Every reddit and 4chan user would tell you that their site is superior to every other similar site.
Generally, this is good for everyone.
There are many comparisons that could be made between different sites that share some traits, but which one is the best is not something you can quantify.
The surpriing take-away from that graph, assuming we take Google searches as an accurate measure of course, is that the popularity of Digg was steadily falling long before The Event. Of course being a eaily typed domain name (though that counts for reddit too) and people having it bookmarked will reduce the number of occurances where people neeed to search for it over time, so we should probably take these figures with a pinch of salt.
Digg hit its peak and began to decline in May 2007. This is exactly when the HDDVD fiasco happened. I believe this was Digg's first major user revolt and it was responsible for many users (myself included) moving over to Reddit.
What is the motive? Comparing the whole of reddit with HN will do no good. Obviously reddit has more users because of its diverse set of sub reddits. Or is there anything i am missing here?
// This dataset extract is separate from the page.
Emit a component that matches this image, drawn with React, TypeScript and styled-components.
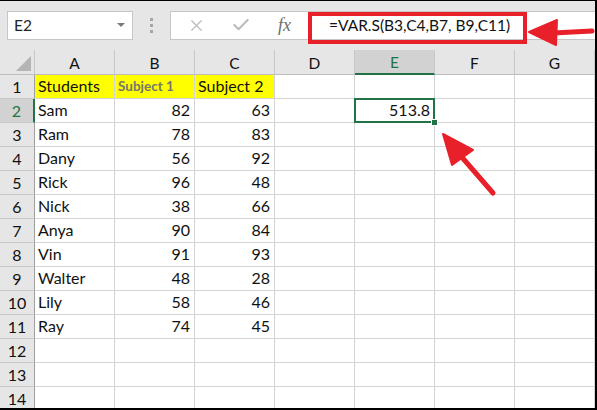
import styled, { createGlobalStyle } from 'styled-components'
import { X, Check } from 'lucide-react'

const GlobalStyle = createGlobalStyle`
  html, body {
    margin: 0;
    padding: 0;
    background: #ffffff;
  }
  body {
    font-family: Lato, 'Open Sans', sans-serif;
    overflow: hidden;
  }
`

const Window = styled.div`
  position: relative;
  width: 597px;
  height: 410px;
  box-sizing: border-box;
  border-top: 1px solid #000;
  border-right: 2px solid #000;
  border-bottom: 2px solid #000;
  background: #e6e6e6;
  overflow: hidden;
`

const Toolbar = styled.div`
  display: flex;
  align-items: center;
  height: 49px;
  padding: 9px 0 10px 7px;
  box-sizing: border-box;
`

const NameBox = styled.div`
  display: flex;
  align-items: center;
  justify-content: space-between;
  width: 126px;
  height: 29px;
  box-sizing: border-box;
  padding: 0 7px 0 6px;
  background: #fff;
  border: 1px solid #c6c6c6;
  font-size: 15.5px;
  color: #222;
`

const DropArrow = styled.span`
  width: 0;
  height: 0;
  border-left: 4px solid transparent;
  border-right: 4px solid transparent;
  border-top: 4px solid #7a7a7a;
`

const Dots = styled.div`
  display: flex;
  flex-direction: column;
  gap: 3px;
  margin: 0 17px 0 17px;
  span {
    width: 3px;
    height: 3px;
    background: #a6a6a6;
  }
`

const FormulaBar = styled.div`
  flex: 1;
  display: flex;
  align-items: center;
  height: 29px;
  box-sizing: border-box;
  background: #fff;
  border: 1px solid #c6c6c6;
  border-right: none;
  padding-left: 15px;
  color: #bcbcbc;
`

const IconSlot = styled.span`
  display: flex;
  align-items: center;
  justify-content: center;
  width: 20px;
  margin-right: 25px;
`

const Fx = styled.span`
  font-family: 'Liberation Serif', serif;
  font-style: italic;
  font-size: 18px;
  color: #6d6d6d;
  width: 20px;
  margin: 0 31px 0 2px;
`

const Formula = styled.span`
  font-size: 15.5px;
  color: #111;
`

const Sheet = styled.div`
  display: grid;
  grid-template-columns: 35px repeat(7, 80px);
  grid-auto-rows: 24px;
  grid-template-rows: 25px;
  background: #fff;
`

const Corner = styled.div`
  position: relative;
  background: #e6e6e6;
  border-right: 1px solid #c8c8c8;
  border-bottom: 1px solid #bdbdbd;
  &::after {
    content: '';
    position: absolute;
    right: 3px;
    bottom: 3px;
    width: 0;
    height: 0;
    border-left: 15px solid transparent;
    border-bottom: 15px solid #b4b4b4;
  }
`

const ColHeader = styled.div<{ $active?: boolean }>`
  display: flex;
  align-items: center;
  justify-content: center;
  box-sizing: border-box;
  background: ${p => (p.$active ? '#d2d2d2' : '#e6e6e6')};
  color: ${p => (p.$active ? '#217346' : '#111')};
  border-right: 1px solid #c8c8c8;
  border-bottom: ${p => (p.$active ? '2px solid #217346' : '1px solid #bdbdbd')};
  font-size: 15.5px;
  padding-top: 1px;
`

const RowHeader = styled.div<{ $active?: boolean }>`
  display: flex;
  align-items: center;
  justify-content: center;
  box-sizing: border-box;
  background: ${p => (p.$active ? '#d2d2d2' : '#e6e6e6')};
  color: ${p => (p.$active ? '#217346' : '#111')};
  border-right: ${p => (p.$active ? '2px solid #217346' : '1px solid #9f9f9f')};
  border-bottom: 1px solid #c8c8c8;
  font-size: 16px;
`

const Cell = styled.div<{ $align?: 'left' | 'right'; $fill?: string; $selected?: boolean }>`
  position: relative;
  display: flex;
  align-items: flex-end;
  justify-content: ${p => (p.$align === 'right' ? 'flex-end' : 'flex-start')};
  box-sizing: border-box;
  padding: 0 4px 2px 3px;
  background: ${p => p.$fill ?? '#fff'};
  border-right: 1px solid #d4d4d4;
  border-bottom: 1px solid #d4d4d4;
  font-size: 16px;
  line-height: 20px;
  color: #111;
  white-space: nowrap;
  ${p =>
    p.$selected &&
    `
    &::after {
      content: '';
      position: absolute;
      left: -1px;
      top: -1px;
      right: -1px;
      bottom: -1px;
      border: 2px solid #217346;
    }
    &::before {
      content: '';
      position: absolute;
      right: -4px;
      bottom: -4px;
      width: 5px;
      height: 5px;
      background: #217346;
      border: 1px solid #fff;
      z-index: 1;
    }
  `}
`

const Muted = styled.span`
  font-weight: 700;
  font-size: 13.5px;
  color: #76766a;
`

const Highlight = styled.div`
  position: absolute;
  left: 308px;
  top: 11px;
  width: 219px;
  height: 32px;
  box-sizing: border-box;
  border: 4px solid #e8202a;
  pointer-events: none;
`

const Overlay = styled.svg`
  position: absolute;
  left: 0;
  top: -1px;
  pointer-events: none;
`

const cols = ['A', 'B', 'C', 'D', 'E', 'F', 'G']

const data: [string, number, number][] = [
  ['Sam', 82, 63],
  ['Ram', 78, 83],
  ['Dany', 56, 92],
  ['Rick', 96, 48],
  ['Nick', 38, 66],
  ['Anya', 90, 84],
  ['Vin', 91, 93],
  ['Walter', 48, 28],
  ['Lily', 58, 46],
  ['Ray', 74, 45],
]

const YELLOW = '#ffff00'

const App = (): JSX.Element => {
  const rows: JSX.Element[] = []
  for (let r = 1; r <= 14; r++) {
    const rec = r >= 2 && r <= 11 ? data[r - 2] : null
    rows.push(<RowHeader key={`h${r}`} $active={r === 2}>{r}</RowHeader>)
    cols.forEach((c, i) => {
      const key = `${c}${r}`
      if (r === 1 && i < 3) {
        rows.push(
          <Cell key={key} $fill={YELLOW}>
            {i === 0 && 'Students'}
            {i === 1 && <Muted>Subject 1</Muted>}
            {i === 2 && 'Subject 2'}
          </Cell>
        )
      } else if (rec && i === 0) {
        rows.push(<Cell key={key}>{rec[0]}</Cell>)
      } else if (rec && (i === 1 || i === 2)) {
        rows.push(<Cell key={key} $align='right'>{rec[i]}</Cell>)
      } else if (r === 2 && c === 'E') {
        rows.push(<Cell key={key} $align='right' $selected>513.8</Cell>)
      } else {
        rows.push(<Cell key={key} />)
      }
    })
  }

  return (
    <>
      <GlobalStyle />
      <Window>
        <Toolbar>
          <NameBox>E2<DropArrow /></NameBox>
          <Dots><span /><span /><span /></Dots>
          <FormulaBar>
            <IconSlot><X size={19} strokeWidth={1.6} /></IconSlot>
            <IconSlot><Check size={20} strokeWidth={2.6} /></IconSlot>
            <Fx>fx</Fx>
            <Formula>=VAR.S(B3,C4,B7, B9,C11)</Formula>
          </FormulaBar>
        </Toolbar>
        <Sheet>
          <Corner />
          {cols.map(c => (
            <ColHeader key={c} $active={c === 'E'}>{c}</ColHeader>
          ))}
          {rows}
        </Sheet>
        <Highlight />
        <Overlay width={597} height={410} viewBox='0 0 597 410'>
          <g fill='#e8202a' stroke='#e8202a' strokeLinecap='round' strokeLinejoin='round'>
            <polygon points='529,32 557,20 556,45' strokeWidth={2} />
            <line x1={553} y1={33} x2={592} y2={31} strokeWidth={5} />
            <polygon points='443,134 473,150 452,165' strokeWidth={2} />
            <line x1={460} y1={155} x2={493} y2={193} strokeWidth={5} />
          </g>
        </Overlay>
      </Window>
    </>
  )
}

export default App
We all know that Reddit is far more large than HN. To me, the chart serves to illustrate how far Digg has fallen, and that reddit's profile has risen far above Digg's greatest height. Meanwhile, HN is steadily gaining ground, albeit in a much more narrowly focused area of topics, as you note.
well, 4chan had the worst case of DoS attacks on the time reddit line rose like crazy in that graph...
maybe this shed a light on the culprit? :D ...also, fueling the conspiracy theory, the week it was back, moot left a sticky post on /b/ about how much superior reddit was, practically calling out a DoS there. i guess it backfired.
...and maybe we can call it the best marketing campaign ever?